= Traumatic pneumorrhachis =

Presence of air or gas within the spinal canal cavity

Traumatic pneumorrhachis is a medical condition in which air has entered the spinal canal.

Traumatic pneumorrhachis is very rare phenomenon. Only eight cases with pneumorrhachis extending to more than one spinal region had been reported in the literature. Gordon had initially described the phenomenon of intraspinal air. The term pneumorrhachis was used for the first time by Newbold et al. The two subtypes of pneumorrhachis, which includes epidural or subarachnoid, are difficult to distinguish even with CT scanning. However, the presence of pneumocephalus goes more in favor of subarachnoid subtype.

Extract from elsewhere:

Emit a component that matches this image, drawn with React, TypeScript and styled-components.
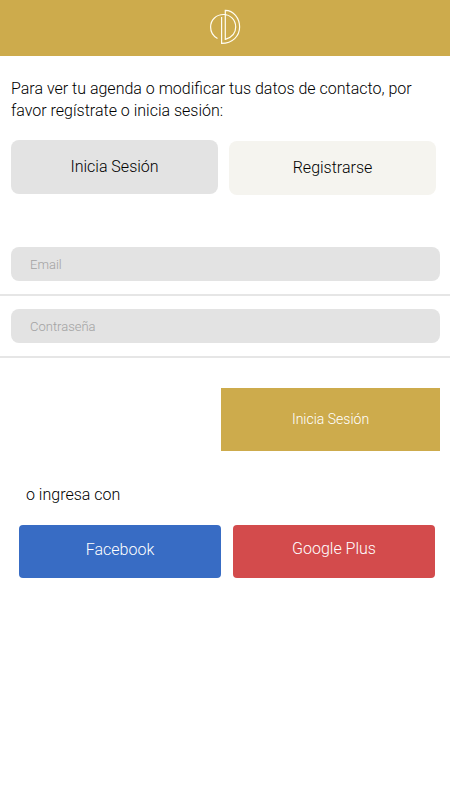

Goh and Yeo in their study have reported that the epidural pneumorrhachis is self-limited, whereas the more common subarachnoid pneumorrhachis type may be complicated by tension pneumocephalus and meningitis. Traumatic subarachnoid pneumorrhachis is almost always secondary to major trauma and is a marker of a severe injury. For example, air may migrate via the neural foramina behind the driving pressure of pneumothorax. The pathophysiology described for it states that the penetrated air, which had led to the formation of pneumocephalus might have been forced caudally due to the raised intracranial pressure as a consequence of severe brain injury and patient's horizontal position allowing the entrapped air to pass through the foramen magnum into the spinal canal. Due to its rareness, asymptomatic presentation and myriad etiologies, no guidelines for its treatment or care has been described. Pneumorrhachis typically resolves spontaneously but occasionally it can have serious complications. Patient with subarachnoid pneumorrhachis should be treated meticulously and a temporary lumbar drainage may be required if they have concomitant cerebro-spinal fluid leak.